I sat next to one of the deans of my school on the bus. He’s a sweetheart, and was explaining different things about the map and helping me understand where things were and how they related to each other. And then he pointed to one of the holes in the wall, very close to his neighborhood of French Hill. He talked about the gap and the possiblity that they might draw a border basically right next to his house. He got very agitated, clearly freaked out by even the prospect. He said that he’d gotten along with his (Arab/Palestinian) neighbors for years. But now….
I said, “I’m hearing you say that you would like them to build the wall over there?”
He paused, and his voice got very quiet. “I know about all of the issues,” he said.
This, I think, was his way of saying that he doesn’t know what the right answer is. In the big picture he (I gleaned from our conversation, but it’s inference) sees the wall as being very problematic, and in the small picture (this was clear) he’s concerned about being safe in his home, and that concern is not unrealistic. I think he, like all the people I know around here who do any thinking, see a lot of sides of this, and it gives him great pain.
Great pain. There’s not any other response, really. The tiyul ended right around 4pm, so we all ran into the beit midrash to daven mincha before it was too late. And during the Amidah, and I found myself sobbing. And praying. And sobbing.
Tuesday I’m facillitating a discussion on all this with my friend Geoff. I’m looking forward to it as a chance to crystalize some of my own thinking, to see if I can come up with anything more than a lot of questions and a deep, deep sense of grief.
Of course French Hill is across the green line and so is Ramot Eshkol, Gilo and Ramot. There are today more Jews living across the green line in “East” Jerusalem than there are living in “West Jerusalem”. Mt. Scopus, by the way, is technically not over the green line since it was an Israeli enclave between 1948-67.
The Jerusalem situation is very complicated and not only because the Jewish and Arab neighborhoods are intermingled in such a way that no wall could possibly weave its way between them.
It’s also complicated because international law sees the “occupation” of Jerusalem as distinct from the occupation of the West Bank. The UN’s 1947 partition resolution, which proposed a Jewish state beside a Palestinian state, also called for the internationalization of Jerusalem. That never materialized, but the zone that was meant to be internationalized spanned from Ramallah to Bethlehem.

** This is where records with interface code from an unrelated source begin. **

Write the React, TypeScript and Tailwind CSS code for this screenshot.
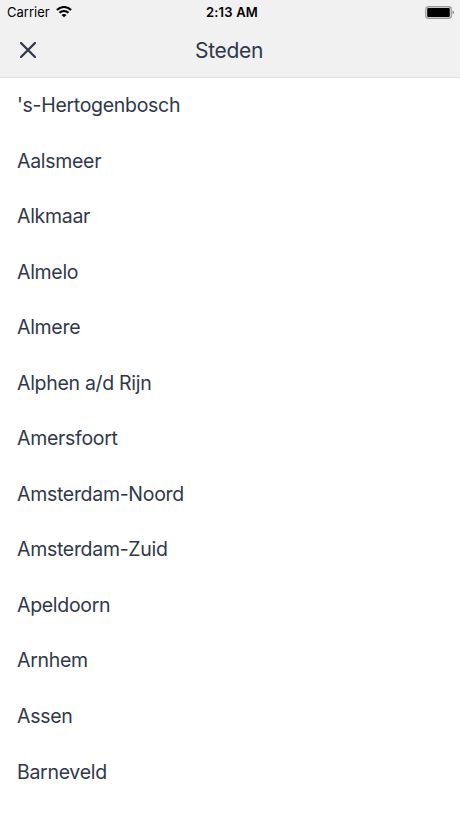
const cities = [
  "'s-Hertogenbosch",
  'Aalsmeer',
  'Alkmaar',
  'Almelo',
  'Almere',
  'Alphen a/d Rijn',
  'Amersfoort',
  'Amsterdam-Noord',
  'Amsterdam-Zuid',
  'Apeldoorn',
  'Arnhem',
  'Assen',
  'Barneveld',
];

export default function App() {
  return (
    <div className="flex h-[818px] w-[460px] flex-col overflow-hidden bg-white font-['Inter','Liberation_Sans',sans-serif] text-[#2f384a]">
      <header className="h-[78px] shrink-0 border-b border-[#e1e1e1] bg-[#f1f1f1]">
        <div className="grid h-[24px] grid-cols-3 items-center pl-[7px] pr-[5px] text-[13px] text-black">
          <div className="flex items-center gap-[6px]">
            <span className="pt-px">Carrier</span>
            <svg width="16" height="12" viewBox="0 0 16 12" fill="none" stroke="#000" strokeWidth="2.1">
              <path d="M.9 4C5 0 11 0 15.1 4M3.5 6.8c2.5-2.5 6.5-2.5 9 0" />
              <path d="M8 11.3 5.5 8.9c1.4-1.3 3.6-1.3 5 0Z" fill="#000" stroke="none" />
            </svg>
          </div>
          <span className="pl-[2px] pt-px text-center font-semibold tracking-[0.2px]">2:13 AM</span>
          <svg className="justify-self-end" width="30" height="13" viewBox="0 0 30 13">
            <rect x=".75" y=".75" width="25.5" height="11.5" rx="2.5" fill="none" stroke="#9b9b9b" strokeWidth="1.3" />
            <rect x="2.2" y="2" width="22.6" height="9" rx="1" />
            <path d="M27.6 4.3q2.8 2.2 0 4.4Z" fill="#888" />
          </svg>
        </div>
        <div className="grid h-[53px] grid-cols-3 items-center px-[20px]">
          <svg className="-mt-px" width="16" height="16" viewBox="0 0 16 16" stroke="#2f384a" strokeWidth="2.3" strokeLinecap="round">
            <path d="m1 1 14 14M15 1 1 15" />
          </svg>
          <h1 className="pr-[2px] text-center text-[21px] tracking-[-0.3px]">Steden</h1>
        </div>
      </header>
      <ul className="-mt-[0.2px] pl-[17px]">
        {cities.map((city) => (
          <li key={city} className="flex h-[55.55px] items-center text-[19.5px] tracking-[-0.3px]">
            {city}
          </li>
        ))}
      </ul>
    </div>
  );
}
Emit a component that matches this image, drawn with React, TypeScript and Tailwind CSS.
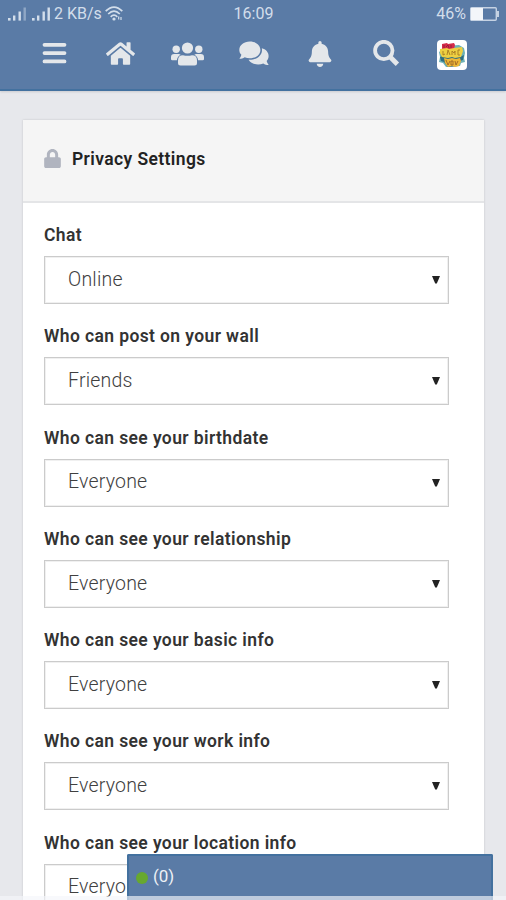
import { FaBell, FaHome, FaLock } from "react-icons/fa";

const settings = [
  { label: "Chat", value: "Online" },
  { label: "Who can post on your wall", value: "Friends" },
  { label: "Who can see your birthdate", value: "Everyone" },
  { label: "Who can see your relationship", value: "Everyone" },
  { label: "Who can see your basic info", value: "Everyone" },
  { label: "Who can see your work info", value: "Everyone" },
  { label: "Who can see your location info", value: "Everyone" },
];

function Signal({ weak = false }: { weak?: boolean }) {
  return (
    <svg className="h-[14px] w-[19px]" viewBox="0 0 19 14" fill="currentColor">
      <rect x="0" y="11" width="2.6" height="2.6" />
      <rect x="5" y="8.5" width="2.4" height="5.1" />
      <rect x="10.5" y="4.5" width="2.4" height="9.1" />
      <rect x="15.5" y=".5" width="2.4" height="13.1" opacity={weak ? 0.45 : 1} />
    </svg>
  );
}

function Wifi() {
  return (
    <svg className="h-[15px] w-[18px]" viewBox="0 0 18 15" fill="none" stroke="currentColor" strokeWidth="1.7">
      <path d="M.7 5.2Q9-3 17.3 5.2M3.2 8Q9 2.2 14.8 8M5.7 10.8Q9 7.4 12.3 10.8" />
      <circle cx="9" cy="13" r="1.6" fill="currentColor" stroke="none" />
      <path d="M13.7 13.5v-3M16 11v3" strokeWidth="1.2" />
    </svg>
  );
}

function Battery() {
  return (
    <svg className="h-[14px] w-[29px]" viewBox="0 0 29 14">
      <rect x=".7" y=".7" width="25.6" height="12.6" rx="1" fill="none" stroke="#c5d2e3" strokeWidth="1.4" />
      <rect x="1" y="1" width="12" height="12" fill="#f3f6fa" />
      <rect x="27" y="4" width="2" height="6" fill="#c5d2e3" />
    </svg>
  );
}

function Avatar() {
  return (
    <svg className="h-[30px] w-[30px]" viewBox="0 0 30 30">
      <rect width="30" height="30" rx="4" fill="#fff" />
      <path d="M2 12l3-2 3-4 14-1 5 3 1 5-1 5 1 4-4 1-1 3-14 1-3-4-4-1 1-5z" fill="#6db2b7" />
      <path d="M3 17l3-1 17 1 4-2-1 5-3 1-2 5-10 1-4-5-3-1z" fill="#2d6d83" />
      <path d="M5 4l5-1 1 1 6-1 1 2-1 4-6 1-6-1z" fill="#d42b49" />
      <path d="M3 9l7-1 2 1 5-1 8-1 1 4-2 6-6 1-3-1-4 1-6-1-2-4z" fill="#edcf42" />
      <path d="M7 18l4 1 4-1 4 1 4-1 1 3-2 5-4 1-3-1-4 1-3-4z" fill="#edb735" />
      <path d="M6 11v4l2-1M10 15l1-5 2 5M15 15v-4l2 2 1-2v4M23 10h-2v5h2" fill="none" stroke="#a47923" strokeWidth=".9" />
      <path d="M9 20l2 5 2-4M14 21v4h2v-4zM18 21l1 4 2-4" fill="none" stroke="#9a6426" strokeWidth=".9" />
      <path d="M7 5v3M9 7l2-2 1 3M14 5v3" fill="none" stroke="#861d39" strokeWidth=".8" />
    </svg>
  );
}

function StatusBar() {
  return (
    <div className="grid h-[27px] grid-cols-3 items-center pl-[8px] pr-[7px] text-[16px] text-[#d3deeb]">
      <div className="flex items-center whitespace-nowrap">
        <Signal weak />
        <span className="w-[5px]" />
        <Signal />
        <span className="ml-[3px] mr-[3px]">2 KB/s</span>
        <Wifi />
      </div>
      <span className="text-center">16:09</span>
      <div className="flex items-center justify-end gap-[4px]">
        <span>46%</span>
        <Battery />
      </div>
    </div>
  );
}

function NavBar() {
  return (
    <nav className="grid grid-cols-[repeat(7,66.3px)] items-center justify-items-center pt-[13px] pl-[21.5px] text-[#e4e7ea]">
      <svg className="-mt-[3px] size-[27px]" viewBox="0 0 27 27" stroke="currentColor" strokeWidth="3.8" strokeLinecap="round">
        <path d="M3.5 4.8h20M3.5 13.1h20M3.5 21.4h20" />
      </svg>
      <FaHome className="-mt-[3px] size-[29px]" />
      <svg className="-mt-[3px] h-[24px] w-[33px]" viewBox="0 0 33 24" fill="currentColor">
        <circle cx="16.5" cy="6" r="5.6" />
        <circle cx="5.2" cy="7.2" r="3.7" />
        <circle cx="27.8" cy="7.2" r="3.7" />
        <path d="M7 21v-2.500Q7 13.200 12 13.200Q16.500 14.500 21 13.200Q26 13.200 26 18.500V21Q26 23.500 23.500 23.500H9.500Q7 23.500 7 21z" />
        <path d="M0 15.200Q0 12 3.200 12H7.500Q9 12 9.600 12.700Q6.300 14.500 5.900 18.300H1.300Q0 18.300 0 17zM33 15.200Q33 12 29.800 12H25.500Q24 12 23.400 12.700Q26.700 14.500 27.100 18.300H31.700Q33 18.300 33 17z" />
      </svg>
      <svg className="-mt-[3px] h-[25px] w-[30px]" viewBox="0 0 30 25" fill="currentColor">
        <path d="M10.800 .5C16.800 .5 21.400 4.100 21.400 8.900S16.800 17.300 10.800 17.300C8.900 17.300 7.200 16.900 5.700 16.200C4.200 17.200 2.300 17.700 .4 17.700C1.400 16.500 2.100 15.100 2.400 13.800C1 12.400 .3 10.800 .3 8.900C.3 4.100 4.800 .5 10.800 .5z" />
        <path d="M22.800 7.300C26.800 8.200 29.600 11.300 29.600 15C29.600 16.900 28.900 18.600 27.600 20C28 21.500 28.700 22.800 29.700 24C27.700 24 25.800 23.400 24.300 22.400C22.800 23.100 21.100 23.500 19.200 23.500C14.900 23.500 11.300 21.700 9.600 18.800C16.900 19.200 23 15 23 8.900Q23 8.100 22.800 7.300z" />
      </svg>
      <FaBell className="-mt-[3px] size-[26px]" />
      <svg className="-mt-[3px] size-[27px]" viewBox="0 0 27 27" fill="none" stroke="currentColor">
        <circle cx="10.8" cy="10.5" r="8.7" strokeWidth="3.8" />
        <path d="M17.2 17l7.2 7.2" strokeWidth="4.8" />
      </svg>
      <Avatar />
    </nav>
  );
}

function Setting({ label, value }: { label: string; value: string }) {
  return (
    <div className="mb-[20.25px]">
      <div className="h-[33px] text-[17.5px] leading-[24px] font-semibold tracking-[0.39px] text-[#333]">{label}</div>
      <div className="flex h-[48px] w-[405px] items-center justify-between border border-[#cbcbcb] bg-white pl-[23px] pr-[8px] shadow-[inset_0_0_0_1px_#f0f0f0]">
        <span className="pb-[1px] text-[19.5px] font-light tracking-[0.2px] text-[#404040]">{value}</span>
        <svg className="h-[8px] w-[8px]" viewBox="0 0 8 8" fill="#222">
          <path d="M0 0h8L4.8 7.5H3.2z" />
        </svg>
      </div>
    </div>
  );
}

export default function App() {
  return (
    <div className="relative h-[900px] w-[506px] overflow-hidden bg-[#e7e8ec] font-['Roboto',sans-serif]">
      <header className="h-[91px] border-b-2 border-[#43719f] bg-[#5a7ba6] shadow-[0_1px_2px_rgba(0,0,0,0.12)]">
        <StatusBar />
        <NavBar />
      </header>

      <main className="mt-[29px] ml-[23px] h-[800px] w-[461px] bg-white shadow-[0_0_2px_rgba(0,0,0,0.16)]">
        <div className="flex h-[83px] items-center border-b-2 border-[#e4e5e7] bg-[#f5f5f5] pb-[3px] pl-[21px]">
          <FaLock className="-mt-px h-[19px] w-[17px] text-[#b0b4bf]" />
          <h1 className="ml-[11px] text-[17.5px] font-semibold tracking-[0.39px] text-[#222]">Privacy Settings</h1>
        </div>
        <div className="pt-[20px] pl-[21px]">
          {settings.map((s) => (
            <Setting key={s.label} {...s} />
          ))}
        </div>
      </main>

      {/* chat dock */}
      <div className="absolute top-[854px] left-[127px] flex h-[46px] w-[366px] items-center rounded-t-[2px] border-2 border-b-0 border-[#43719f] bg-[#5a7ba6] pl-[7px] text-[17px] text-[#edf1f6]">
        <span className="mr-[5px] size-[12px] rounded-full bg-[#67a82f]" />
        <span className="pb-[2px]">(0)</span>
      </div>
      <div className="absolute inset-x-0 bottom-0 h-[4px] bg-[#f4f6fb]/65" />
    </div>
  );
}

After 1948, most of the intended “international” lands (and the territory with the most religious significance) came under Jordanian rule, but Israel also controlled part of that land in West Jerusalem. That is why, since 1948, many in the international community have viewedd Israel’s presence in West Jerusalem as an “occupation” of sorts. Israel is supposedly occupying land in West Jerusaelm that was supposed to be UN-administered. The controversial status of West Jerusalem is the reason why no countries (aside from a few banana republics) have their embassies in Jerusalem.
I know it’s not like you have nothing to read, but…
Michael Okun’s book,
Six Days of War : June 1967 and the Making of the Modern Middle East was absolutely fascinating to me. Lord knows you and I have different tastes in history, but I would be fascinated to hear your perspective on it, and hear what you took from it, given that you’re actually living in and around all the landmarks that I have to squint at a map to figure out.
I heard him interviewed on NPR, and the thing that was most striking according to him was how hard the Israelis tried *not* to enter East Jerusalem. The implication was that they knew once all of Jerusalem was under Israeli control, that was it, the international community could do what it wanted, but Israel would never leave the Old City. Until that point, an international settlement could possibly have included some sort of partition/internationalization of Jerusalemn, but not afterwards.
Anyway, I’ll send you my copy if you’re curious, but it is definitely my kind of history book–lots of troop movement, lots of diplomatic letters. What my Eastern European Historical Literature prof would have called “Big Guy History”. Except I feel like Golda Meir makes an appearance.
–Eddie
Er. That is of course Michael Oren. I went to college with Michael Okun.
— Eddie
Hmmm, interesting. I might be curious in fact to check this book out sometime. Maybe I can borrow your copy when I’m back in CA?
xo
Generally, tho, gotta say I’m pretty skeptical of historical accounts, since everybody has their biases (and on this issue more than most) and I always feel like I have to read almost all the accounts in the universe of one event to be able to sift through everybody’s BS. (Going to lectures and the like is the same thing, but it’s less of a time investment. 😉
Heh. His joke on NPR about that was that both sides have both invited him to speak and criticized him harshly, so, you know, he must be doing *something* right.